Oltre ad influenzare negativamente attività ricreative e turistiche, l’arretramento dei ghiacciai in alta montagna contribuisce ad alterare la disponibilità e la qualità dell’acqua a valle, con conseguenze per molti settori quali agricoltura e idroelettrico.
L’innalzamento del livello del mare aumenterà la frequenza di eventi estremi legati ad esempio ad alte maree e a tempeste. In assenza di importanti investimenti in adattamento, il report evidenzia come le zone costiere saranno esposte a crescenti rischi di alluvione e alcune nazioni insulari potrebbero diventare inabitabili. Inoltre l’incremento di cicloni tropicali, venti e piogge inaspriscono gli eventi estremi legati al livello del mare e i pericoli per le aree costiere.
Ad oggi, l’oceano ha assorbito oltre il 90% del calore in eccesso nel sistema climatico. Le ondate di calore marine sono raddoppiate in frequenza dal 1982 e stanno aumentando di intensità. L’oceano ha assorbito tra il 20 e il 30% delle emissioni di biossido di carbonio indotte dall’uomo dagli anni ’80, causando l’acidificazione degli oceani.
Agire subito per affrontare l’inevitabile
Il Rapporto Speciale “Oceano e Criosfera in un clima che cambia“, approvato il 24 settembre 2019 dai 195 governi membri dell’IPCC, fornisce nuove prove sui benefici derivanti dal limitare il riscaldamento globale al più basso livello possibile – in linea con gli obiettivi che i governi si sono dati nell’Accordo di Parigi del 2015. Il rapporto fornisce le prove dei benefici ottenibili con la combinazione della conoscenza scientifica con il sapere locale e indigeno per sviluppare opzioni adeguate al fine di gestire i rischi dei cambiamenti climatici e migliorare la
resilienza.
«Il mare aperto, l’Artico, l’Antartide e le regioni d’alta montagna possono sembrare assai distanti per molte persone», ha detto Hoesung Lee, presidente dell’IPCC. «Ma noi dipendiamo da loro, siamo influenzati da loro in molti modi, diretti e indiretti, che riguardano meteo e clima, cibo e acqua, energia, attività commerciali, trasporti, tempo libero e turismo, salute e benessere, cultura e identità».

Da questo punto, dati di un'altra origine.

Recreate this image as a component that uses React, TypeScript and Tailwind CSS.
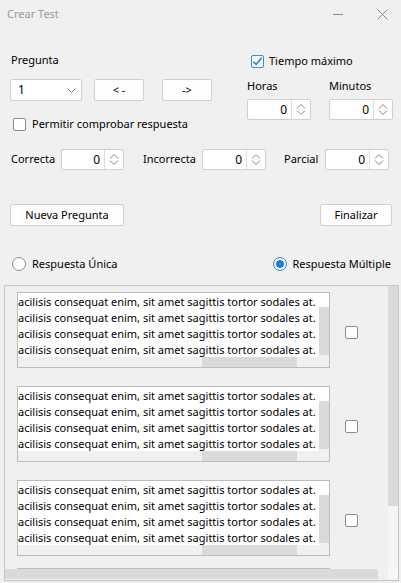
import type { ReactNode } from 'react'

const LINE = 'acilisis consequat enim, sit amet sagittis tortor sodales at.'

function SpinIcon() {
  return (
    <svg width="10" height="13" viewBox="0 0 10 13" fill="none" stroke="#858585" strokeWidth="1">
      <path d="M1 5.5 L5 1.5 L9 5.5" />
      <path d="M1 7.5 L5 11.5 L9 7.5" />
    </svg>
  )
}

function SpinBox({ width }: { width: string }) {
  return (
    <div className={`flex h-[21px] ${width} rounded-[2px] border border-[#cfcfcf] bg-white`}>
      <div className="flex flex-1 items-center justify-end pr-[4px] text-[12px]">0</div>
      <div className="flex w-[19px] items-center justify-center border-l border-[#dcdcdc]">
        <SpinIcon />
      </div>
    </div>
  )
}

function Check({ checked = false, className = '' }: { checked?: boolean; className?: string }) {
  if (checked) {
    return (
      <div className={`flex h-[13px] w-[13px] items-center justify-center rounded-[2px] border border-[#3d8ad8] bg-[#f4f9ff] ${className}`}>
        <svg width="11" height="11" viewBox="0 0 11 11" fill="none" stroke="#2f7fd6" strokeWidth="1.6">
          <path d="M1.5 5.8 L4.2 8.4 L9.6 1.8" />
        </svg>
      </div>
    )
  }
  return <div className={`h-[13px] w-[13px] rounded-[2px] border border-[#8c8c8c] bg-white ${className}`} />
}

function Radio({ checked = false }: { checked?: boolean }) {
  if (checked) {
    return (
      <div className="flex h-[14px] w-[14px] items-center justify-center rounded-full border border-[#2b7bd6] bg-white">
        <div className="h-[8px] w-[8px] rounded-full bg-[#2b7bd6]" />
      </div>
    )
  }
  return <div className="h-[14px] w-[14px] rounded-full border border-[#8c8c8c] bg-white" />
}

function Btn({ width, children }: { width: string; children: ReactNode }) {
  return (
    <div className={`flex h-[22px] ${width} items-center justify-center rounded-[2px] border border-[#d0d0d0] bg-[#fdfdfd]`}>
      {children}
    </div>
  )
}

function AnswerBox() {
  return (
    <div className="flex items-center">
      <div className="flex h-[76px] w-[313px] shrink-0 flex-col border border-[#bdbdbd]">
        <div className="flex h-[64px]">
          <div className="w-[301px] overflow-hidden whitespace-nowrap bg-white pt-[1px] leading-[16px] text-black">
            <div>{LINE}</div>
            <div>{LINE}</div>
            <div>{LINE}</div>
            <div>{LINE}</div>
          </div>
          <div className="flex w-[10px] flex-col">
            <div className="h-[14px] bg-white" />
            <div className="h-[48px] bg-[#dadada]" />
            <div className="flex-1 bg-[#f0f0f0]" />
          </div>
        </div>
        <div className="flex h-[10px] bg-[#f0f0f0]">
          <div className="ml-[184px] w-[95px] bg-[#dadada]" />
        </div>
      </div>
      <Check className="ml-[15px] mt-[4px]" />
    </div>
  )
}

export default function App() {
  return (
    <div className="h-[583px] w-[401px] overflow-hidden bg-[#f0f0f0] font-['Noto_Sans',sans-serif] text-[11px] text-black">
      {/* title bar */}
      <div className="flex h-[28px] items-center">
        <span className="ml-[7px] text-[#9a9a9a]">Crear Test</span>
        <div className="ml-auto mr-[13px] flex items-center gap-[34px]">
          <div className="h-px w-[10px] bg-[#8a8a8a]" />
          <svg width="11" height="11" viewBox="0 0 11 11" stroke="#8a8a8a" strokeWidth="1">
            <path d="M0.5 0.5 L10.5 10.5 M10.5 0.5 L0.5 10.5" />
          </svg>
        </div>
      </div>

      {/* top section */}
      <div className="mt-[22px] flex h-[81px]">
        <div className="ml-[10px] flex w-[202px] flex-col">
          <div className="flex h-[20px] items-center pl-[1px]">Pregunta</div>
          <div className="mt-[9px] flex h-[22px]">
            <div className="flex w-[72px] items-center rounded-[2px] border border-[#cfcfcf] bg-white pl-[7px] pr-[5px]">
              <span className="text-[12px]">1</span>
              <svg className="ml-auto" width="9" height="5" viewBox="0 0 9 5" fill="none" stroke="#7a7a7a" strokeWidth="1">
                <path d="M0.5 0.5 L4.5 4.5 L8.5 0.5" />
              </svg>
            </div>
            <div className="ml-[12px]">
              <Btn width="w-[50px]">{'< -'}</Btn>
            </div>
            <div className="ml-[18px]">
              <Btn width="w-[50px]">{'->'}</Btn>
            </div>
          </div>
          <div className="mt-[16px] flex h-[14px] items-center pl-[3px]">
            <Check />
            <span className="ml-[6px]">Permitir comprobar respuesta</span>
          </div>
        </div>

        <div className="ml-[35px] flex flex-col">
          <div className="flex h-[22px] items-center pl-[4px]">
            <Check checked />
            <span className="ml-[5px]">Tiempo máximo</span>
          </div>
          <div className="mt-[6px] flex h-[16px] items-center">
            <span className="w-[82px]">Horas</span>
            <span>Minutos</span>
          </div>
          <div className="mt-[5px] flex gap-[18px]">
            <SpinBox width="w-[64px]" />
            <SpinBox width="w-[64px]" />
          </div>
        </div>
      </div>

      {/* points row */}
      <div className="mt-[18px] flex h-[21px] items-center pl-[11px]">
        <span className="w-[50px]">Correcta</span>
        <SpinBox width="w-[63px]" />
        <span className="ml-[19px] w-[59px]">Incorrecta</span>
        <SpinBox width="w-[64px]" />
        <span className="ml-[18px] w-[41px]">Parcial</span>
        <SpinBox width="w-[64px]" />
      </div>

      {/* buttons */}
      <div className="mt-[34px] flex justify-between pl-[10px] pr-[9px]">
        <Btn width="w-[114px]">Nueva Pregunta</Btn>
        <Btn width="w-[72px]">Finalizar</Btn>
      </div>

      {/* answer type */}
      <div className="mt-[31px] flex h-[14px] items-center">
        <div className="ml-[12px] flex items-center">
          <Radio />
          <span className="ml-[6px]">Respuesta Única</span>
        </div>
        <div className="ml-auto mr-[10px] flex items-center">
          <Radio checked />
          <span className="ml-[5px]">Respuesta Múltiple</span>
        </div>
      </div>

      {/* answers scroll area */}
      <div className="ml-[4px] mt-[14px] flex h-[296px] w-[395px] flex-col border border-[#c6c6c6]">
        <div className="flex h-[283px]">
          <div className="flex-1 overflow-hidden pl-[12px] pt-[6px]">
            <AnswerBox />
            <div className="mt-[18px]">
              <AnswerBox />
            </div>
            <div className="mt-[18px]">
              <AnswerBox />
            </div>
            {/* next answer, scrolled out of view except for its top edge */}
            <div className="mt-[12px] h-[4px] w-[313px] border-x border-t border-[#bdbdbd] bg-white" />
          </div>
          <div className="flex w-[10px] flex-col">
            <div className="h-[220px] bg-[#dadada]" />
            <div className="flex-1 bg-[#f5f5f5]" />
          </div>
        </div>
        <div className="flex h-[10px]">
          <div className="w-[373px] bg-[#dadada]" />
          <div className="flex-1 bg-[#f0f0f0]" />
          <div className="w-[10px] bg-[#f7f7f7]" />
        </div>
      </div>
    </div>
  )
}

«Se noi riducessimo le emissioni nettamente, le conseguenze per le persone e la loro vita sarebbero ancora complesse, ma potenzialmente più gestibili per coloro che sono più vulnerabili,» ha affermato Lee. «Noi miglioreremmo la nostra capacità di resilienza e ci sarebbero maggiori benefici per lo sviluppo sostenibile».
«Saremo in grado di mantenere il riscaldamento globale ben al di sotto dei 2°C rispetto ai livelli preindustriali solo se mettiamo in atto modifiche senza precedenti delle nostre abitudini in tutti gli ambiti della società, quali l’energia, il territorio e gli ecosistemi, le città e le infrastrutture, nonché l’industria». Lo dichiara Debra Roberts, co-chair del Working Group II dell’IPCC, ricordando che «le ambiziose politiche climatiche e le riduzioni di emissioni necessarie per realizzare l’accordo di Parigi proteggeranno anche l’oceano e la criosfera e, infine sosterranno tutta la vita sulla Terra».